• _Problem description_
Write out the material exactly, with the pictures left out.

□ □ □ □ □

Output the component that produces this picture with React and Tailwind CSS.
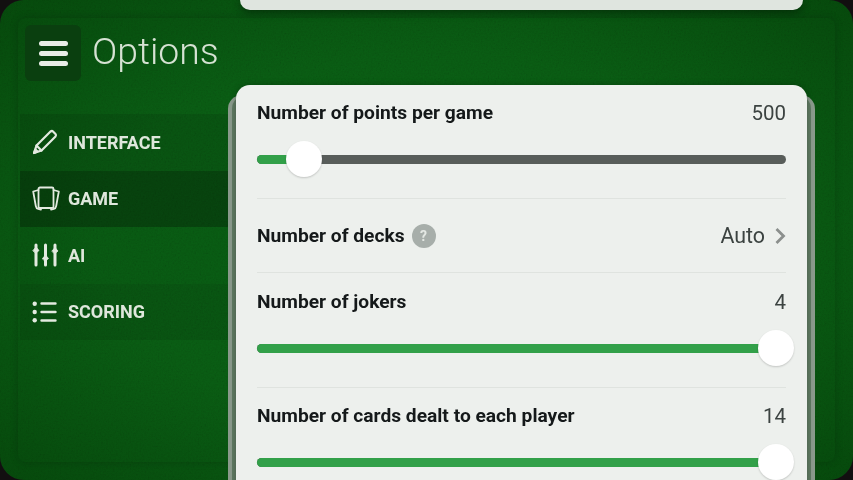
import React from "react";

const font = { fontFamily: "Roboto, sans-serif" };

function PencilIcon() {
  return (
    <svg width="26" height="26" viewBox="0 0 26 26" fill="none" stroke="#e3eae0" strokeWidth="2.2" strokeLinejoin="round" strokeLinecap="round">
      <path d="M2 24 L4.5 16.5 L18.5 2.5 Q20 1.5 21 2.5 L23.5 5 Q24.5 6 23.5 7.5 L9.5 21.5 Z" />
      <path d="M4.5 16.5 L9.5 21.5" />
      <path d="M2 24 L5.5 22.5 L3.5 20.5 Z" fill="#e3eae0" />
    </svg>
  );
}

function CardsIcon() {
  return (
    <svg width="28" height="26" viewBox="0 0 28 26" fill="none" stroke="#e3eae0" strokeWidth="1.8" strokeLinejoin="round" strokeLinecap="round">
      <rect x="6.5" y="1.5" width="15" height="20.5" rx="1.5" />
      <path d="M6.5 4 L1.2 5.5 L3.8 20 Q4.2 22.3 6.2 22.8 L9 23.6" />
      <path d="M21.5 4 L26.8 5.5 L24.2 20 Q23.8 22.3 21.8 22.8 L19 23.6" />
    </svg>
  );
}

function SlidersIcon() {
  return (
    <svg width="28" height="24" viewBox="0 0 28 24" fill="#e3eae0" stroke="#e3eae0" strokeWidth="3" strokeLinecap="round">
      <path d="M4 2 V22 M13.5 2 V22 M23 2 V22" />
      <path d="M1 7.5 L4 4 L7 7.5 L4 10 Z" strokeWidth="0.8" />
      <path d="M10.5 15.5 L13.5 12 L16.5 15.5 L13.5 18 Z" strokeWidth="0.8" />
      <path d="M20 8 L23 4.5 L26 8 L23 10.5 Z" strokeWidth="0.8" />
    </svg>
  );
}

function ListIcon() {
  return (
    <svg width="26" height="22" viewBox="0 0 26 22" fill="#e3eae0" stroke="#e3eae0" strokeLinecap="round">
      <circle cx="2.7" cy="2.7" r="2.2" stroke="none" />
      <circle cx="2.7" cy="11" r="2.2" stroke="none" />
      <circle cx="2.7" cy="19.3" r="2.2" stroke="none" />
      <path d="M9.5 2.5 H23.5 M9.5 11 H23.5 M9.5 19.5 H23.5" strokeWidth="2.4" fill="none" />
    </svg>
  );
}

function Nav({ icon, label, className }) {
  return (
    <div className={`flex h-[56.5px] items-center pl-[12px] ${className}`}>
      <div className="flex w-[36px] items-center">{icon}</div>
      <span className="text-[18px] font-bold text-[#dfe7dc]">{label}</span>
    </div>
  );
}

function Slider({ label, value, pct, top }) {
  return (
    <div className={`px-[21px] ${top}`}>
      <div className="flex items-center justify-between">
        <span className="text-[19.2px] leading-[24px] font-bold text-[#15191a]">{label}</span>
        <span className="text-[20.5px] leading-[24px] text-[#3c4341]">{value}</span>
      </div>
      <div className="relative mt-[30px] mb-[34px] flex h-[9px] rounded-full bg-[#585d5a]">
        <div className="h-full rounded-full bg-[#32a049]" style={{ width: pct + "%" }} />
        <div
          className="absolute top-[-14px] h-[36px] w-[36px] -translate-x-1/2 rounded-full bg-white shadow-[0_1px_2px_rgba(0,0,0,0.18)]"
          style={{ left: pct + "%" }}
        />
      </div>
    </div>
  );
}

export default function App() {
  return (
    <div className="h-[480px] w-[853px] overflow-hidden bg-[#120f10]" style={font}>
      <div className="relative h-[480px] overflow-hidden rounded-[24px] bg-[radial-gradient(ellipse_at_center,#0a6716_0%,#0a6014_55%,#064c0c_100%)] p-[18px]">
        <svg className="pointer-events-none absolute inset-0 h-full w-full opacity-[0.4] mix-blend-multiply" aria-hidden="true">
          <filter id="felt">
            <feTurbulence type="fractalNoise" baseFrequency="0.6" numOctaves="2" stitchTiles="stitch" />
            <feColorMatrix type="saturate" values="0" />
          </filter>
          <rect width="100%" height="100%" filter="url(#felt)" />
        </svg>
        <div className="relative flex h-[444px] rounded-[8px] shadow-[0_0_8px_rgba(0,0,0,0.2)]">
          <div className="w-[210px] shrink-0 pl-[2px]">
            <div className="flex h-[96px] items-start pt-[7px] pl-[5px]">
              <div className="flex h-[56px] w-[56px] flex-col items-center justify-center gap-[5px] rounded-[6px] bg-[#0a3f0f]">
                <div className="h-[5px] w-[29px] rounded-full bg-[#e8ece6]" />
                <div className="h-[5px] w-[29px] rounded-full bg-[#e8ece6]" />
                <div className="h-[5px] w-[29px] rounded-full bg-[#e8ece6]" />
              </div>
              <span className="ml-[11px] text-[37.3px] leading-[52px] font-[350] text-[#d6e2d3]">Options</span>
            </div>
            <Nav icon={<PencilIcon />} label="INTERFACE" className="bg-[#00000018]" />
            <Nav icon={<CardsIcon />} label="GAME" className="bg-[#00000048]" />
            <Nav icon={<SlidersIcon />} label="AI" className="bg-[#00000008]" />
            <Nav icon={<ListIcon />} label="SCORING" className="bg-[#00000018]" />
          </div>
          <div className="-mt-[18px] flex-1">
            <div className="ml-[12px] h-[10px] w-[563px] rounded-b-[14px] bg-[#dfe5df] shadow-[0_2px_8px_rgba(0,0,0,0.45)]" />
            <div className="relative mt-[75px] h-[420px] w-[587px] px-[8px]">
              <div className="absolute inset-x-0 top-[10px] bottom-0 rounded-t-[14px] bg-[#8a9a8c]" />
              <div className="absolute inset-x-[4px] top-[10px] bottom-0 rounded-t-[14px] bg-[#5f7a62]" />
              <div className="relative h-full rounded-t-[14px] bg-[#edf0ed] shadow-[0_0_6px_rgba(0,0,0,0.25)]">
                <Slider label="Number of points per game" value="500" pct={8.9} top="pt-[16px]" />
                <div className="mx-[21px] border-t border-[#dfe3df]" />
                <div className="flex h-[73px] items-center justify-between px-[21px] pt-[2px]">
                  <div className="flex items-center gap-[7px]">
                    <span className="text-[19.2px] font-bold text-[#15191a]">Number of decks</span>
                    <span className="flex h-[24px] w-[24px] items-center justify-center rounded-full bg-[#a7aeaa] text-[14px] font-bold text-[#e4e8e4]">?</span>
                  </div>
                  <div className="flex items-center gap-[9px]">
                    <span className="text-[21.4px] text-[#3c4341]">Auto</span>
                    <svg width="12" height="18" viewBox="0 0 12 18" fill="none" stroke="#8b8f8d" strokeWidth="2.8">
                      <path d="M2.5 2 L9.5 9 L2.5 16" />
                    </svg>
                  </div>
                </div>
                <div className="mx-[21px] border-t border-[#dfe3df]" />
                <Slider label="Number of jokers" value="4" pct={98.1} top="pt-[17px]" />
                <div className="mx-[21px] border-t border-[#dfe3df]" />
                <Slider label="Number of cards dealt to each player" value="14" pct={98.1} top="pt-[16px]" />
              </div>
            </div>
          </div>
        </div>
      </div>
    </div>
  );
}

□ □ □ □ □

• _Response to this task_
Output the component that produces this picture with React and Tailwind CSS.
import React from "react";

const font = { fontFamily: "Roboto, sans-serif" };

function PencilIcon() {
  return (
    <svg width="26" height="26" viewBox="0 0 26 26" fill="none" stroke="#e3eae0" strokeWidth="2.2" strokeLinejoin="round" strokeLinecap="round">
      <path d="M2 24 L4.5 16.5 L18.5 2.5 Q20 1.5 21 2.5 L23.5 5 Q24.5 6 23.5 7.5 L9.5 21.5 Z" />
      <path d="M4.5 16.5 L9.5 21.5" />
      <path d="M2 24 L5.5 22.5 L3.5 20.5 Z" fill="#e3eae0" />
    </svg>
  );
}

function CardsIcon() {
  return (
    <svg width="28" height="26" viewBox="0 0 28 26" fill="none" stroke="#e3eae0" strokeWidth="1.8" strokeLinejoin="round" strokeLinecap="round">
      <rect x="6.5" y="1.5" width="15" height="20.5" rx="1.5" />
      <path d="M6.5 4 L1.2 5.5 L3.8 20 Q4.2 22.3 6.2 22.8 L9 23.6" />
      <path d="M21.5 4 L26.8 5.5 L24.2 20 Q23.8 22.3 21.8 22.8 L19 23.6" />
    </svg>
  );
}

function SlidersIcon() {
  return (
    <svg width="28" height="24" viewBox="0 0 28 24" fill="#e3eae0" stroke="#e3eae0" strokeWidth="3" strokeLinecap="round">
      <path d="M4 2 V22 M13.5 2 V22 M23 2 V22" />
      <path d="M1 7.5 L4 4 L7 7.5 L4 10 Z" strokeWidth="0.8" />
      <path d="M10.5 15.5 L13.5 12 L16.5 15.5 L13.5 18 Z" strokeWidth="0.8" />
      <path d="M20 8 L23 4.5 L26 8 L23 10.5 Z" strokeWidth="0.8" />
    </svg>
  );
}

function ListIcon() {
  return (
    <svg width="26" height="22" viewBox="0 0 26 22" fill="#e3eae0" stroke="#e3eae0" strokeLinecap="round">
      <circle cx="2.7" cy="2.7" r="2.2" stroke="none" />
      <circle cx="2.7" cy="11" r="2.2" stroke="none" />
      <circle cx="2.7" cy="19.3" r="2.2" stroke="none" />
      <path d="M9.5 2.5 H23.5 M9.5 11 H23.5 M9.5 19.5 H23.5" strokeWidth="2.4" fill="none" />
    </svg>
  );
}

function Nav({ icon, label, className }) {
  return (
    <div className={`flex h-[56.5px] items-center pl-[12px] ${className}`}>
      <div className="flex w-[36px] items-center">{icon}</div>
      <span className="text-[18px] font-bold text-[#dfe7dc]">{label}</span>
    </div>
  );
}

function Slider({ label, value, pct, top }) {
  return (
    <div className={`px-[21px] ${top}`}>
      <div className="flex items-center justify-between">
        <span className="text-[19.2px] leading-[24px] font-bold text-[#15191a]">{label}</span>
        <span className="text-[20.5px] leading-[24px] text-[#3c4341]">{value}</span>
      </div>
      <div className="relative mt-[30px] mb-[34px] flex h-[9px] rounded-full bg-[#585d5a]">
        <div className="h-full rounded-full bg-[#32a049]" style={{ width: pct + "%" }} />
        <div
          className="absolute top-[-14px] h-[36px] w-[36px] -translate-x-1/2 rounded-full bg-white shadow-[0_1px_2px_rgba(0,0,0,0.18)]"
          style={{ left: pct + "%" }}
        />
      </div>
    </div>
  );
}

export default function App() {
  return (
    <div className="h-[480px] w-[853px] overflow-hidden bg-[#120f10]" style={font}>
      <div className="relative h-[480px] overflow-hidden rounded-[24px] bg-[radial-gradient(ellipse_at_center,#0a6716_0%,#0a6014_55%,#064c0c_100%)] p-[18px]">
        <svg className="pointer-events-none absolute inset-0 h-full w-full opacity-[0.4] mix-blend-multiply" aria-hidden="true">
          <filter id="felt">
            <feTurbulence type="fractalNoise" baseFrequency="0.6" numOctaves="2" stitchTiles="stitch" />
            <feColorMatrix type="saturate" values="0" />
          </filter>
          <rect width="100%" height="100%" filter="url(#felt)" />
        </svg>
        <div className="relative flex h-[444px] rounded-[8px] shadow-[0_0_8px_rgba(0,0,0,0.2)]">
          <div className="w-[210px] shrink-0 pl-[2px]">
            <div className="flex h-[96px] items-start pt-[7px] pl-[5px]">
              <div className="flex h-[56px] w-[56px] flex-col items-center justify-center gap-[5px] rounded-[6px] bg-[#0a3f0f]">
                <div className="h-[5px] w-[29px] rounded-full bg-[#e8ece6]" />
                <div className="h-[5px] w-[29px] rounded-full bg-[#e8ece6]" />
                <div className="h-[5px] w-[29px] rounded-full bg-[#e8ece6]" />
              </div>
              <span className="ml-[11px] text-[37.3px] leading-[52px] font-[350] text-[#d6e2d3]">Options</span>
            </div>
            <Nav icon={<PencilIcon />} label="INTERFACE" className="bg-[#00000018]" />
            <Nav icon={<CardsIcon />} label="GAME" className="bg-[#00000048]" />
            <Nav icon={<SlidersIcon />} label="AI" className="bg-[#00000008]" />
            <Nav icon={<ListIcon />} label="SCORING" className="bg-[#00000018]" />
          </div>
          <div className="-mt-[18px] flex-1">
            <div className="ml-[12px] h-[10px] w-[563px] rounded-b-[14px] bg-[#dfe5df] shadow-[0_2px_8px_rgba(0,0,0,0.45)]" />
            <div className="relative mt-[75px] h-[420px] w-[587px] px-[8px]">
              <div className="absolute inset-x-0 top-[10px] bottom-0 rounded-t-[14px] bg-[#8a9a8c]" />
              <div className="absolute inset-x-[4px] top-[10px] bottom-0 rounded-t-[14px] bg-[#5f7a62]" />
              <div className="relative h-full rounded-t-[14px] bg-[#edf0ed] shadow-[0_0_6px_rgba(0,0,0,0.25)]">
                <Slider label="Number of points per game" value="500" pct={8.9} top="pt-[16px]" />
                <div className="mx-[21px] border-t border-[#dfe3df]" />
                <div className="flex h-[73px] items-center justify-between px-[21px] pt-[2px]">
                  <div className="flex items-center gap-[7px]">
                    <span className="text-[19.2px] font-bold text-[#15191a]">Number of decks</span>
                    <span className="flex h-[24px] w-[24px] items-center justify-center rounded-full bg-[#a7aeaa] text-[14px] font-bold text-[#e4e8e4]">?</span>
                  </div>
                  <div className="flex items-center gap-[9px]">
                    <span className="text-[21.4px] text-[#3c4341]">Auto</span>
                    <svg width="12" height="18" viewBox="0 0 12 18" fill="none" stroke="#8b8f8d" strokeWidth="2.8">
                      <path d="M2.5 2 L9.5 9 L2.5 16" />
                    </svg>
                  </div>
                </div>
                <div className="mx-[21px] border-t border-[#dfe3df]" />
                <Slider label="Number of jokers" value="4" pct={98.1} top="pt-[17px]" />
                <div className="mx-[21px] border-t border-[#dfe3df]" />
                <Slider label="Number of cards dealt to each player" value="14" pct={98.1} top="pt-[16px]" />
              </div>
            </div>
          </div>
        </div>
      </div>
    </div>
  );
}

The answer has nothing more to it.